Когда я сказала «да» трудным разговорам, когда я сказала «да» слову «нет», меня ожидало интересное открытие. Вот какое: счастливые, цельные люди тянутся к счастливым, цельным людям, но ничто не может сделать отравленного злобой человека более несчастным и деструктивным, чем счастливый, цельный человек. Несчастные люди не любят, когда их несчастные собратья становятся счастливыми.
Я абсолютно уверена, что это так.
Потому что я когда-то была несчастным человеком.

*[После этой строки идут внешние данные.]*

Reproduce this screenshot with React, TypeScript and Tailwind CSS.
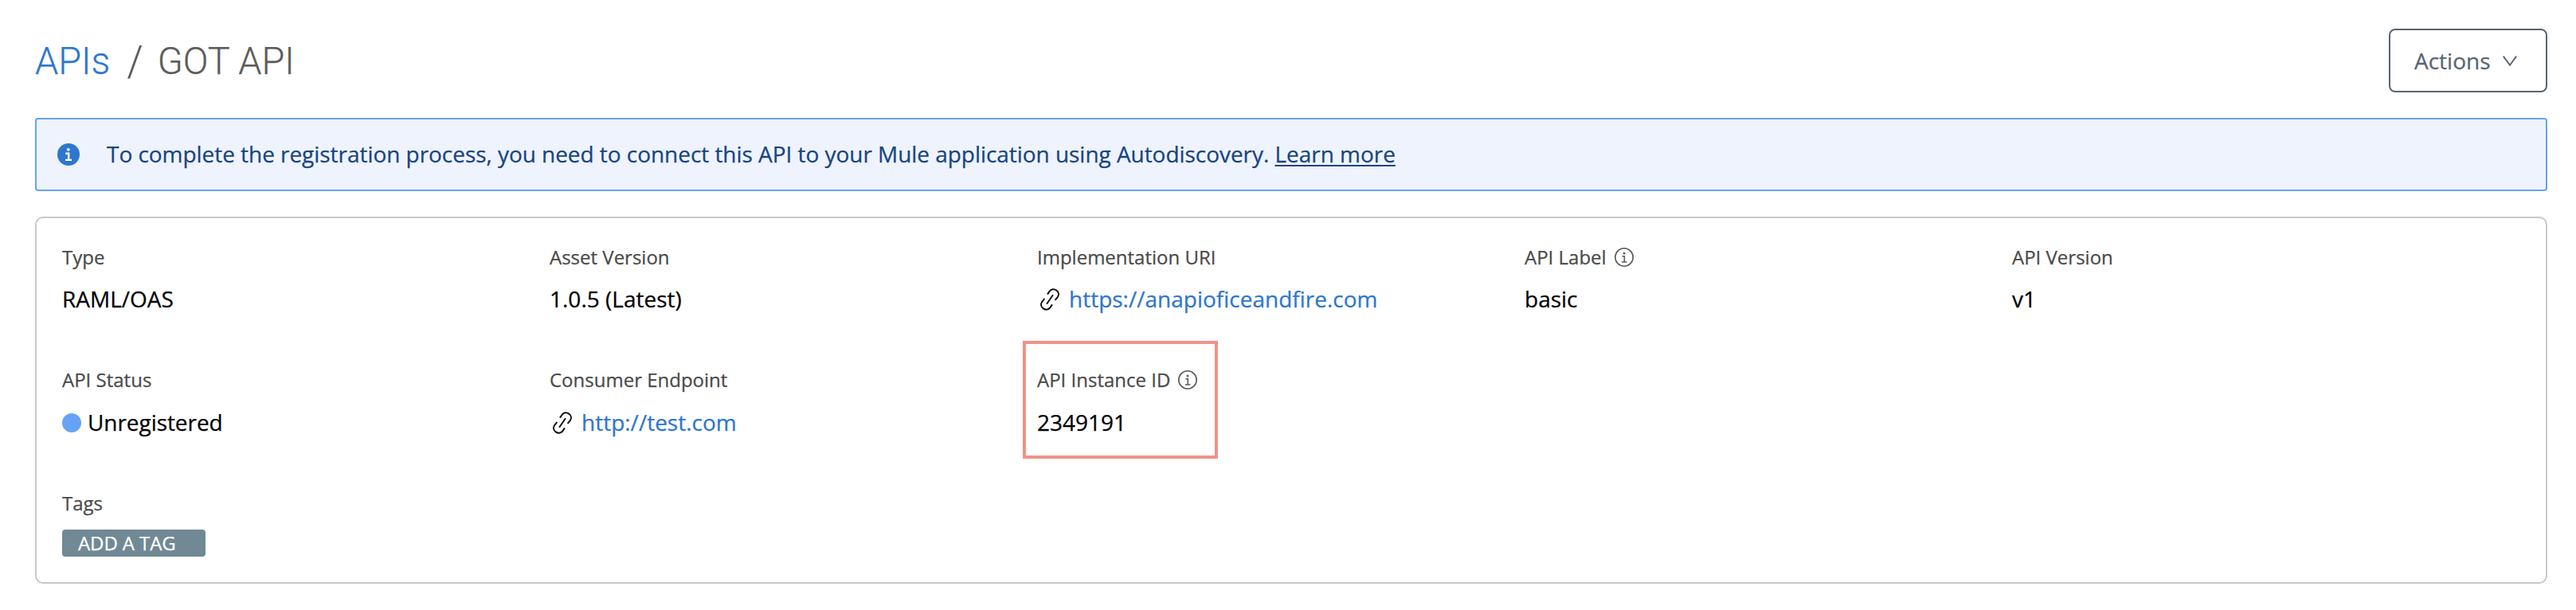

И ничто не расстраивало сильнее, чем видеть, как такой же озлобленный, изнуренный, отравленный, мрачный и травмированный друг находит свою дорогу к солнцу. Как вампир, пытающийся спасти соплеменника, ты жаждешь утащить его обратно во тьму. Искренне считая, что поступаешь правильно. Я цеплялась за безысходность. Это было единственным, что я знала. Я в этом нуждалась. Я нуждалась в этом так же, как нуждалась в жирдяйстве. Это было легче, чем пытаться. Мрачность и травмированность давали мне разрешение не хотеть ничего большего, чем безысходный статус-кво. Никогда не надеяться, никогда не быть оптимисткой. Мрак и травмированность занимали время и пространство в моей голове. Это своего рода карт-бланш: я не обязана ничего делать со своими проблемами, если я занята жалобами и жалостью к себе.
Теперь же я была той, кто стоит на вершине горы с ясной солнечной панорамой. И я видела, что здесь нет места травмированности.
До года «Да», если бы вы спросили меня, кто мои близкие друзья, я бы уверенно оттарабанила список имен людей, которых я любила, людей, которых я знала много лет. Людей, ради которых я сделала бы что угодно.
Мой народ. Мой отряд. Мое племя.
Мои Бонни и мои Клайды.
Мой список «вместе до смерти»
[52].
Список «вместе до смерти» – это не шутки.
Я имею в виду, передо мной никогда не стоял выбор «быть вместе или умереть», и я – девочка из среднего класса, которая тусовалась в кладовке в предместьях, где единственной знакомой мне Бонни была помада-блеск для губ «Бонни Белл», но, вы понимаете…
Мой список «вместе до смерти» перед годом «Да» был очень конкретным. Определенным. Я могу назвать эти имена даже во сне.
А что теперь, когда я пишу эту книгу о годе «Да»?
Этот список «вместе до смерти»? Как он выглядит?
Это в точности тот же самый список. Все те же имена. Без вычеркиваний. Вот только не все в этом списке…
…существуют.
В смысле существовать-то все они существуют.
Просто не все они – реальные.
В последние одиннадцать лет в моем списке «вместе до смерти» было одно имя, которое существует только в пределах стен «Сиэтл Грейс Мерси Вест/Грей-Слоан Мемориал». Я не сумасшедшая. Я знаю, что она не реальна.
Мне просто наплевать.
Кристина Янг всегда будет одной из моего списка «вместе до смерти».
Люди думают, что основа телефильма – это слова, которые я пишу на бумаге. Нет. Основа телефильма – это персонаж. Для меня персонажи могут начинаться со слов, которые я пишу на бумаге, но они – плоские. Как не надутые воздушные шарики, которые вываливаешь из пакета. Актер вдыхает в слова воздух – и внезапно то, что было плоским, становится трехмерным и живым. Более забавным или печальным, жестоким или ранимым. Я написала, а Сандра О вдохнула, и то, что взлетело, стало Кристиной. НАШЕЙ Кристиной. Той, которую мы с Сандрой создали вместе.
Вот кто была Кристина. Кусочек моей души и кусочек души Сандры, сплетенные вместе и помещенные на телеэкран. Человеческое сотрудничество в сфере воображения.
Та Кристина, которую мы создали, была откровением. Ее невозможно было заставить молчать. Она никогда не была «маленьким человеком». Никогда не была слишком закомплексованной, чтобы доказывать свои природные таланты. Эта Кристина нашей коллективной мечты колоссальна и уверена в своей гениальности. И в то время как другие боялись, нарисованная нами Кристина оказалась способна одолеть свои страхи чистой силой воли. Она принимала смелые решения. Она была бесстрашна, даже когда испытывала ужас.